Más preocupante aún resulta la concesión a Israel del derecho a tomar medidas de fuerza si percibe que en la zona vuelve a materializarse una amenaza de seguridad en su contra, con garantías adicionales de apoyo por parte de EEUU. Además, Netanyahu ha asegurado que el alto el fuego servirá para aislar a Hamás en Gaza, aumentar la presión sobre la Franja y rearmarse militarmente.
Para Hizbulá —tan debilitado política y militarmente, pero no derrotado ni aniquilado—, el acuerdo es una necesidad para tomar al menos un respiro, dando por hecho que seguirá manteniendo su voluntad de oponerse a Israel con los medios a su alcance.

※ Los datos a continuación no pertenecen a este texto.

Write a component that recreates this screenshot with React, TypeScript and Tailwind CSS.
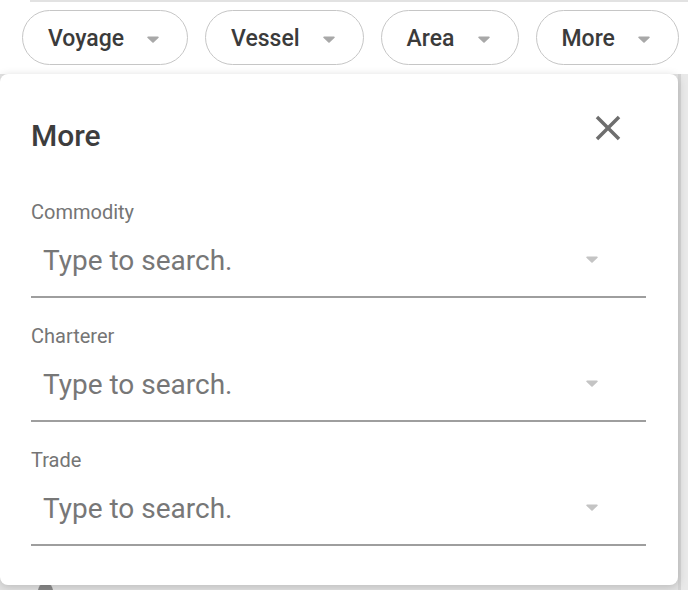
import React from 'react'

const filters = ['Voyage', 'Vessel', 'Area', 'More']

const fields = ['Commodity', 'Charterer', 'Trade']

function Caret({ className = '' }: { className?: string }) {
  return (
    <svg width="12" height="7" viewBox="0 0 12 7" className={className}>
      <path d="M1 0.5h10a0.8 0.8 0 0 1 0.6 1.3L6.6 6.4a0.8 0.8 0 0 1-1.2 0L0.4 1.8A0.8 0.8 0 0 1 1 0.5z" fill="currentColor" />
    </svg>
  )
}

function Chip({ label }: { label: string }) {
  return (
    <button className="h-[55px] flex items-center gap-[23px] pl-[25px] pr-[28px] rounded-full border-[1.5px] border-[#c6c6c6] bg-white text-[23px] leading-none font-medium text-[#3b3b3b]">
      <span className="mt-[2px]">{label}</span>
      <Caret className="text-[#a8a8a8] mt-[3px]" />
    </button>
  )
}

export default function App() {
  return (
    <div
      className="relative w-[688px] h-[590px] overflow-hidden bg-white"
      style={{ fontFamily: 'Roboto, "Liberation Sans", sans-serif' }}
    >
      {/* page behind the popover */}
      <div className="flex flex-col h-full">
        <div className="h-[2px] ml-[30px] bg-[#e2e2e2]" />
        <div className="flex gap-[17px] pl-[22px] pt-[8px] pb-[9px]">
          {filters.map((f) => (
            <Chip key={f} label={f} />
          ))}
        </div>
        <div className="flex-1 bg-[#e3e3e3] flex justify-end">
          <div className="w-[10px] h-full border-l-[3px] border-[#d6d6d6] bg-[#e9e9e9]" />
        </div>
      </div>
      <div className="absolute left-[38px] top-[583px] w-[15px] h-[15px] rounded-full bg-[#8a8a8a]" />

      {/* More popover */}
      <div className="absolute left-0 top-[74px] w-[678px] h-[511px] rounded-lg bg-white shadow-[0_2px_10px_rgba(0,0,0,0.18)] pt-[32px] pl-[31px] pr-[32px]">
        <div className="flex items-start justify-between h-[44px] pr-[17px]">
          <h2 className="mt-[15px] text-[30px] leading-[30px] font-medium text-[#3d3d3d]">More</h2>
          <svg width="42" height="42" viewBox="0 0 24 24" className="mt-[1px] text-[#6e6e6e]">
            <path
              fill="currentColor"
              d="M19 6.41L17.59 5 12 10.59 6.41 5 5 6.41 10.59 12 5 17.59 6.41 19 12 13.41 17.59 19 19 17.59 13.41 12z"
            />
          </svg>
        </div>
        <div className="mt-[52px] flex flex-col gap-[28px]">
          {fields.map((f) => (
            <div key={f}>
              <div className="text-[20px] leading-[20px] text-[#757575]">{f}</div>
              <div className="h-[76px] flex items-center justify-between pl-[12px] pr-[48px] border-b-2 border-[#9e9e9e]">
                <span className="mt-[3px] text-[28px] leading-[28px] text-[#777777]">Type to search.</span>
                <Caret className="text-[#c4c4c4]" />
              </div>
            </div>
          ))}
        </div>
      </div>
    </div>
  )
}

Por su parte, para Israel se trata de cubrir dos frentes. El primero viene determinado por su imposibilidad de alcanzar una victoria definitiva contra Hizbulá. Ha necesitado dos meses para asomarse a la ribera sur del Litani, lo que indica que la operación no ha sido un paseo militar y que si se empeña en proseguir los combates a gran escala puede encontrarse empantanado en un frente al que tendría que dedicar más medios, cuando ahora mismo su prioridad es terminar la tarea en el Territorio Ocupado Palestino, dando el paso a una anexión que termine por arruinar las últimas esperanzas de los palestinos en esa tierra.
El segundo es de índole política y tiene que ver con Washington o, mejor dicho, con Joe Biden. El presidente estadounidense busca cerrar su mandato con algún resultado positivo para su imagen en la historia y con esa idea está ejerciendo una presión sostenida sobre Benjamin Netanyahu. Un Netanyahu que entiende que a corto plazo le conviene aparentar una actitud conciliadora en el frente libanés tanto para mantener el respaldo estadounidense en lo que más le importa (hoy Gaza y Cisjordania y mañana Irán), como para garantizar que Biden no quiera despedirse permitiendo que el Consejo de Seguridad de la ONU apruebe una resolución que limite la capacidad de Israel para responder según su propio criterio a futuros acontecimientos contrarios a sus intereses en Líbano.
No terminan ahí las dudas sobre el devenir del acuerdo alcanzado. ¿Quién va a pagar la reconstrucción de todo lo que Israel ha destruido? ¿Quién se va a encargar de la vigilancia de la frontera entre Líbano y Siria, a través de la cual Irán suministra buena parte del material con el que cuenta Hizbulá? ¿Qué va a hacer FINUL? ¿Qué capacidad tiene Líbano y sus fuerzas armadas para evitar que Hizbulá vuelva a las andadas?